Tante canzoni “nascono da sole”, out of the blue. Sono certamente migliori degli uomini che le hanno generate perché a differenza degli uomini si scelgono il padre o la madre. Soddisfatto l’istinto puro di venire al mondo, salutano e se ne vanno. Fare thee well.
Vedo Dylan che parla di Dylan e non ha idea di come abbia fatto ad essere Dylan. Non chiedetegli dei suoi figli perché dei suoi figli non ne sa piú da anni. Dove sono oggi? “Blowing in the wind” probabilmente indossa una camicia con troppi fiori e sorseggia una tequila in un bar di Tulum. Le canzoni della rivoluzione? Tutte fanno la fine di Hemingway: dolcissima.
Il tema di oggi comunque è un altro, le canzoni che possiamo scrivere mentre aspettiamo quelle che “nascono da sole”: le canzoni dell’artigianato. Queste collegano i puntini che sono senza numero ma che esistono giá, dalla settimana enigmistica al cielo. Cercateli nella cronaca nera e rosa dei quotidiani, nel verso di un libro, nella melodia semi-nascosta in un pezzo di musica classica. Spoetizzante? Niente affatto. L’abbiamo sempre fatto, magistralmente. L’equivalente del catenaccio, tra un calcio totale e l’altro.
“Niente canzoni d’amore, mai piú mi prendano il cuor” è una canzone di Capossela tra le mie preferite e un verso di Celine.
“Quello che non ho è quel che non mi manca” è la risposta di un sacerdote a Bubola che domandava al prete come potesse vivere senza donne.
La meravigliosa melodia della Canzone dell’amore perduto di De André è il concerto in Re maggiore, archi e continuo di Telemann.
Fortunatamente non si sono posti il problema. Facciamolo anche noi. Per divertimento. Per un amore. Per un genitore.
Inizio io. Antologia di Spoon River. De Andre’ scelse poesie che ricadevano in due categorie in particolare: l’invidia e la scienza. Io ho scelto una poesia che si chiama Ernest Hyde. Qui sotto potete leggere il testo originale scritto da Edgar Lee Masters. La poesia parla di come da giovani la nostra mente sia come uno specchio che riflette le immagini di quello che ci circonda: paesaggi, cose e persone.
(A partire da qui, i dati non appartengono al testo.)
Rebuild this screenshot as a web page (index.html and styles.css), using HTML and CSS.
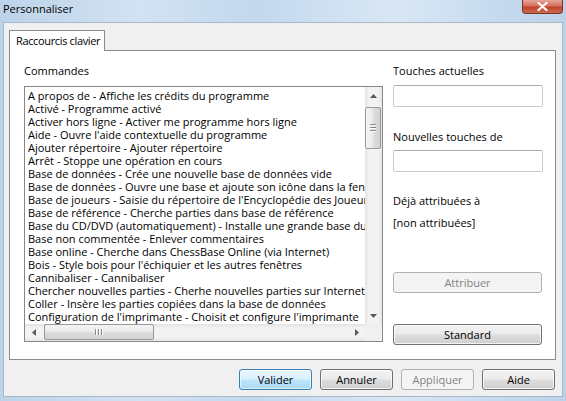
FILE: index.html
```html
<!DOCTYPE html>
<html lang="fr">
<head>
<meta charset="utf-8">
<title>Personnaliser</title>
<link rel="stylesheet" href="styles.css">
</head>
<body>
<div class="window">
  <div class="titlebar">
    <span class="title">Personnaliser</span>
    <div class="close">
      <svg width="13" height="9" viewBox="0 0 13 9"><path d="M2.5 1 L10.5 8 M10.5 1 L2.5 8" stroke="#ffffff" stroke-width="2.2" stroke-linecap="round"/></svg>
    </div>
  </div>
  <div class="client">
    <div class="tabs"><div class="tab">Raccourcis clavier</div></div>
    <div class="panel">
      <div class="left">
        <div class="label">Commandes</div>
        <div class="listbox">
          <ul class="items">
            <li>A propos de - Affiche les crédits du programme</li>
            <li>Activé - Programme activé</li>
            <li>Activer hors ligne - Activer me programme hors ligne</li>
            <li>Aide - Ouvre l'aide contextuelle du programme</li>
            <li>Ajouter répertoire - Ajouter répertoire</li>
            <li>Arrêt - Stoppe une opération en cours</li>
            <li>Base de données - Crée une nouvelle base de données vide</li>
            <li>Base de données - Ouvre une base et ajoute son icône dans la fenêtre</li>
            <li>Base de joueurs - Saisie du répertoire de l'Encyclopédie des Joueurs</li>
            <li>Base de référence - Cherche parties dans base de référence</li>
            <li>Base du CD/DVD (automatiquement) - Installe une grande base du CD/DVD</li>
            <li>Base non commentée - Enlever commentaires</li>
            <li>Base online - Cherche dans ChessBase Online (via Internet)</li>
            <li>Bois - Style bois pour l'échiquier et les autres fenêtres</li>
            <li>Cannibaliser - Cannibaliser</li>
            <li>Chercher nouvelles parties - Cherhe nouvelles parties sur Internet, ChessBase</li>
            <li>Coller - Insère les parties copiées dans la base de données</li>
            <li>Configuration de l'imprimante - Choisit et configure l'imprimante</li>
          </ul>
          <div class="vscroll">
            <div class="sbtn"><svg width="7" height="4" viewBox="0 0 7 4"><path d="M0 4 L3.5 0 L7 4 Z" fill="#5a5a5a"/></svg></div>
            <div class="vtrack">
              <div class="vthumb"><span class="grip"></span><span class="grip"></span><span class="grip"></span></div>
            </div>
            <div class="sbtn"><svg width="7" height="4" viewBox="0 0 7 4"><path d="M0 0 L3.5 4 L7 0 Z" fill="#5a5a5a"/></svg></div>
          </div>
          <div class="hscroll">
            <div class="sbtn"><svg width="4" height="7" viewBox="0 0 4 7"><path d="M4 0 L0 3.5 L4 7 Z" fill="#5a5a5a"/></svg></div>
            <div class="htrack">
              <div class="hthumb"><span class="vgrip"></span><span class="vgrip"></span><span class="vgrip"></span></div>
            </div>
            <div class="sbtn"><svg width="4" height="7" viewBox="0 0 4 7"><path d="M0 0 L4 3.5 L0 7 Z" fill="#5a5a5a"/></svg></div>
          </div>
          <div class="corner"></div>
        </div>
      </div>
      <div class="right">
        <div class="label">Touches actuelles</div>
        <div class="input"></div>
        <div class="label l2">Nouvelles touches de</div>
        <div class="input"></div>
        <div class="label l3">Déjà attribuées à</div>
        <div class="label l4">[non attribuées]</div>
        <div class="btn disabled wide b1">Attribuer</div>
        <div class="btn wide b2">Standard</div>
      </div>
    </div>
    <div class="buttons">
      <div class="btn default">Valider</div>
      <div class="btn">Annuler</div>
      <div class="btn disabled">Appliquer</div>
      <div class="btn">Aide</div>
    </div>
  </div>
</div>
</body>
</html>
```

FILE: styles.css
```css
* { box-sizing: border-box; }
html, body { margin: 0; padding: 0; }
body {
  width: 566px;
  height: 401px;
  overflow: hidden;
  font-family: "Open Sans", "Noto Sans", sans-serif;
  font-size: 11px;
  color: #000;
}
.window {
  width: 566px;
  height: 401px;
  display: flex;
  flex-direction: column;
  background: linear-gradient(90deg, #bdd3ea 0%, #d2e2f2 25%, #c3d8ee 45%, #d9e7f5 70%, #c6daef 88%, #bcd2e9 100%);
}
.titlebar {
  height: 22px;
  display: flex;
  align-items: flex-start;
  flex: none;
}
.title {
  padding-left: 3px;
  line-height: 18px;
  font-size: 11px;
  white-space: nowrap;
}
.close {
  margin-left: auto;
  margin-right: 3px;
  width: 41px;
  height: 14px;
  border: 1px solid #7a3427;
  border-top: none;
  border-radius: 0 0 4px 4px;
  background: linear-gradient(180deg, #e8a597 0%, #d46f5c 45%, #c0432d 55%, #cf6a52 100%);
  display: flex;
  align-items: center;
  justify-content: center;
}
.client {
  margin: 0 3px 4px 3px;
  height: 375px;
  background: #f0f0f0;
  border: 1px solid #a9b8c8;
  padding: 7px 7px 0 5px;
  display: flex;
  flex-direction: column;
}
.tabs {
  display: flex;
  height: 21px;
  margin-bottom: -1px;
  position: relative;
  z-index: 1;
}
.tab {
  width: 96px;
  height: 21px;
  background: #fff;
  border: 1px solid #898c95;
  border-bottom: none;
  padding-left: 6px;
  line-height: 19px;
  white-space: nowrap;
  letter-spacing: -0.35px;
}
.panel {
  width: 547px;
  height: 310px;
  background: #fff;
  border: 1px solid #898c95;
  display: flex;
  padding: 12px 0 0 14px;
}
.label {
  line-height: 15px;
  height: 15px;
  white-space: nowrap;
}
.left {
  width: 359px;
}
.left .label {
  margin-bottom: 8px;
}
.listbox {
  width: 359px;
  height: 256px;
  border: 1px solid #828790;
  display: grid;
  grid-template-columns: 340px 17px;
  grid-template-rows: 237px 17px;
}
.items {
  list-style: none;
  margin: 0;
  padding: 2px 0 0 3px;
  overflow: hidden;
}
.items li {
  height: 13px;
  line-height: 13px;
  white-space: nowrap;
}
.vscroll {
  display: flex;
  flex-direction: column;
  background: linear-gradient(90deg, #e3e3e3 0%, #f3f3f3 25%, #f3f3f3 75%, #e6e6e6 100%);
}
.hscroll {
  display: flex;
  background: linear-gradient(180deg, #e3e3e3 0%, #f3f3f3 25%, #f3f3f3 75%, #e6e6e6 100%);
}
.corner { background: #f0f0f0; }
.sbtn {
  width: 17px;
  height: 17px;
  flex: none;
  display: flex;
  align-items: center;
  justify-content: center;
}
.vtrack { flex: 1; padding-top: 3px; }
.vthumb {
  width: 16px;
  height: 42px;
  border: 1px solid #979797;
  border-radius: 2px;
  background: linear-gradient(90deg, #f4f4f4 0%, #ececec 45%, #dcdcdc 55%, #d2d2d2 100%);
  display: flex;
  flex-direction: column;
  align-items: center;
  justify-content: center;
  gap: 1px;
}
.grip {
  width: 6px;
  height: 2px;
  border-top: 1px solid #8a8a8a;
  border-bottom: 1px solid #fbfbfb;
}
.htrack { flex: 1; padding-left: 2px; }
.hthumb {
  width: 110px;
  height: 16px;
  border: 1px solid #979797;
  border-radius: 2px;
  background: linear-gradient(180deg, #f4f4f4 0%, #ececec 45%, #dcdcdc 55%, #d2d2d2 100%);
  display: flex;
  align-items: center;
  justify-content: center;
  gap: 1px;
}
.vgrip {
  width: 2px;
  height: 6px;
  border-left: 1px solid #8a8a8a;
  border-right: 1px solid #fbfbfb;
}
.right {
  width: 150px;
  margin-left: 10px;
  display: flex;
  flex-direction: column;
}
.input {
  margin-top: 7px;
  width: 150px;
  height: 22px;
  border: 1px solid #c7cbd1;
  border-top-color: #abadb3;
  border-radius: 2px;
  background: #fff;
}
.right .l2 { margin-top: 22px; }
.right .l2 + .input { margin-top: 6px; }
.right .l3 { margin-top: 21px; }
.right .l4 { margin-top: 7px; }
.btn {
  width: 73px;
  height: 21px;
  border: 1px solid #707070;
  border-radius: 3px;
  background: linear-gradient(180deg, #f2f2f2 0%, #ebebeb 49%, #dddddd 51%, #cfcfcf 100%);
  box-shadow: inset 0 0 0 1px rgba(255,255,255,0.75);
  text-align: center;
  line-height: 19px;
  white-space: nowrap;
}
.btn.wide { width: 149px; }
.btn.b1 { margin-top: 42px; }
.btn.b2 { margin-top: 31px; }
.btn.disabled {
  border-color: #adb2b5;
  background: #f4f4f4;
  color: #838383;
  box-shadow: none;
}
.btn.default {
  border-color: #3c7fb1;
  background: linear-gradient(180deg, #eaf6fd 0%, #d9f0fc 49%, #bee6fd 51%, #a7d9f5 100%);
  box-shadow: inset 0 0 0 1px rgba(255,255,255,0.6);
}
.buttons {
  display: flex;
  justify-content: flex-end;
  gap: 8px;
  margin-top: 9px;
}
```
Per riflessione si intende che le immagini ci colpiscono e rimbalzano via, non ci penetrano. Con il tempo questo specchio sia graffia e questo consente al mondo di entrarci dentro e alla nostra coscienza di interagire con quello che ci circonda. Ci ho scritto una canzone, potete leggere il testo a fine pagina e ascoltarla utlizzando il link a youtube. L’idea e’ di scrivere canzoni collettive. Fatemi sapere se vorreste cambiare una parola, un verso, la melodia. Il proposito è di ritornare a scrivere canzoni, come abbiamo sempre fatto.
Abbracci Stradivari,
Ernest Hyde: (Edgar Lee Masters)
My mind was a mirror:
It saw what it saw, it knew what it knew.
In youth my mind was just a mirror
In a rapidly flying car,
Which catches and loses bits of the landscape.
Then in time
Great scratches were made on the mirror,
Letting the outside world come in,
And letting my inner self look out.
For this is the birth of the soul in sorrow,
A birth with gains and losses.
The mind sees the world as a thing apart,
And the soul makes the world at one with itself.
A mirror scratched reflects no image—
And this is the silence of wisdom.
Ernest Hyde: (Dario&Valeria)
La mia mente era uno specchio, uno specchio senza un solco,
Vi ho guardato lungamente, cercavo il mondo
Vi ho guardato lungamente, ed ho visto il mio volto.
Ho guardato gli uomini, il sole, il progresso,
Ed ero bello sai e tu mi bruciavi addosso,
Ho amato fino a urlare, veramente me stesso.
Il tempo mi ha curato e mi ha dato il pianto,
Il pianto che è passato e ha bagnato lo specchio,
Il freddo che rimane, il freddo, ha fatto il resto.
Lo specchio si è rigato, lo specchio è perduto.
Lo specchio si è spaccato ed è filtrato il mondo,
e quello che riflette, è soltanto il contorno.
E adesso che la mia anima si è fusa con il mondo,
E adesso che di specchi non ne ho più bisogno,
t’incontrerei davvero, senza un volto, ma non voglio.